Paul wasn't just using a euphemism when he called those who had died, "those who had fallen asleep." He was talking reality. You see, someone had led the Thessalonians to believe that all believers would stay alive until Christ came back to earth again. And so, when their loved ones died, they wondered what happened to them. Were they forever lost? Were they in hell? Was there any hope for their immortal souls? So Paul set pen to paper to clear up some of the confusion they had.
"Brothers," he said, " we do not want you to be ignorant about those who fall asleep..." You see, what you don't know can hurt you. If you don't know the bridge is out up ahead, you could be in mortal danger. If you don't know you're sick, you can't get the help you need. And if you don't know what happens when you die... well, that ignorance has eternal consequences. It may seem like Paul is a bit harsh when he calls them "ignorant," but that's how they were acting. They were grieving like men who have no hope as if death were the final word.
And to be sure, that's what they deserved. Roman poet, Gaius Valerius Catulus, once wrote, "When once our brief day has set, we must sleep one everlasting night." And many would agree that at death we simply become worm food and face annihilation. But that's only wishful thinking. The reality is that without hope in Christ, death brings far worse than annihilation. It brings an eternal punishment in an unquenchable lake of fire, where, as Jesus put it, "[the] worm does not die, and the fire is not quenched." (Mark 9:48)
And to be sure, that's what we deserve. We may not be ignorant about what happens at death, but all too often we sure act like it...
Did you notice who Paul said would be caught up with the Lord? He didn't say "Those who are still alive," but "We who are still alive..." You see Paul wanted the Thessalonians and every generation of believers to live with the continued expectation that Jesus would return in their lifetime. But have you lived that way? Always ready to go? Always eager to share the gospel with another as if today were your very last chance to do so? Always with the eager hope and expectation that today will be the day that you fall asleep to be with the Lord? Have your actions indicated that you live with that certain hope? Have your thoughts about others? Your attitudes toward the possessions and the wealth that God has given you on loan for a while? Mine either. And we deserve to die forever in hell, never to be awakened from that endless nightmare.
But we don't get what we deserve. Death is not the end. It's only a sleep. How come? Paul explains, "We believe that Jesus died and rose again and so we believe that God will bring with Jesus those who have fallen asleep in him." Jesus didn't just fall asleep. He died. He was cut off from God the Father and endured hell itself to pay for the sins of all mankind. And he was cut off from the land of the living to complete the sacrifice.

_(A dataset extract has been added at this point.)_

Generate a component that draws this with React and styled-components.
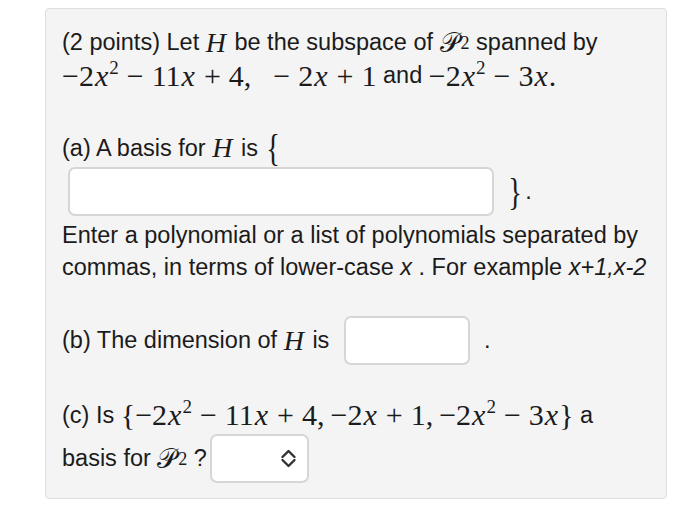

Now, those who trust in Jesus' work on their behalf, will not die forever in hell, but will live. They—we—will wake up from death! And because Jesus rose again, we know that his payment is complete and acceptable to God, and therefore, that we too will rise from the dead! Just as we don't dread going to sleep at night, but rather welcome the rest and relief and peace from the worries of the day that sleep brings, so too, we can honestly look forward to death. For it will bring eternal rest, relief from our sinful natures that always haunt us here, and peace from all the problems and pain that this life brings. In fact, the word cemetery comes from the Greek word meaning "a sleeping place." After all, that's what death is for a Christian. Not the final answer, but a restful sleep from which we will awake. And so, we can—and we do—look forward to that sleep...
II. ...To a Happy Reunion
I know that some of you of here have lost loved ones to death. Parents, spouses, and children, some of which were never born, have been victims of that unnatural result of sin. And we grieve our loss. And that's okay. Jesus himself cried tears of sorrow at the loss of his good friend, Lazarus—even though he knew he'd see him alive again in matter of minutes! It is okay to grieve. But we don't "grieve like the rest of men," (like unbelievers), "who have no hope." We do have hope.
And you know that the Biblical concept of "hope" is not like our English word for hope, like, "I hope it doesn't snow tomorrow because I don't want to shovel anymore," or "I hope I can find a job soon—one that pays well" or "I hope that I can make it home for Thanksgiving." No. We have the certain expectation of our resurrection, and of a happy reunion with that resurrection.
Paul says, "the dead in Christ will rise first. After that, we who are still alive and are left will be caught up together with them in the clouds..." We will be reunited with the Saints Triumphant—those who have gone before us and died trusting in Jesus' forgiveness won for them on the cross. But our reunion in heaven will be even greater still! For we'll be reunited, not just with our loved ones, but even better… with Jesus! Paul says, "the dead in Christ will rise first. After that, we who are still alive and are left will be caught up together with them in the clouds to meet the Lord in the air. And so we will be with the Lord forever."
And what a great day that will be! In the words of the Christian band, Mercy Me... "I can only imagine what it will be like when I walk by [Jesus'] side... I can only imagine what my eyes will see when [his] face Is before me... Surrounded by [his glory, what will my heart feel? Will I dance for... Jesus or in honor of him be still? Will I stand in [his] presence or to my knees will I fall? Will I sing hallelujah, will I be able to speak at all? I can only imagine..." What an awesome day that will be!
But what about now? What do we do until that great and awesome day? Paul tells us that too. "Therefore," he says—that is, because of our hope; our certain expectation that when we fall asleep in death, we will wake up again to be reunited with the Saints Triumphant and with our Savior—"Therefore encourage each other with these words." Encourage one another. You are not a Christian that's isolated in a bubble. You're a part of a family, part of a body. So encourage one another. Share the comforting truth of the certain resurrection we look forward to with one another. Share the message with those who don't have any hope.
Remind each other that death is just like falling asleep. And when this life leaves us physically, mentally, and emotionally exhausted, we know we can look forward to that sweet, soothing, reviving sleep. Safe and comfortable at last, we'll wake up free of every burden, worry, sorrow, and pain. "We will be with the Lord forever. Therefore encourage each other with these words." Amen.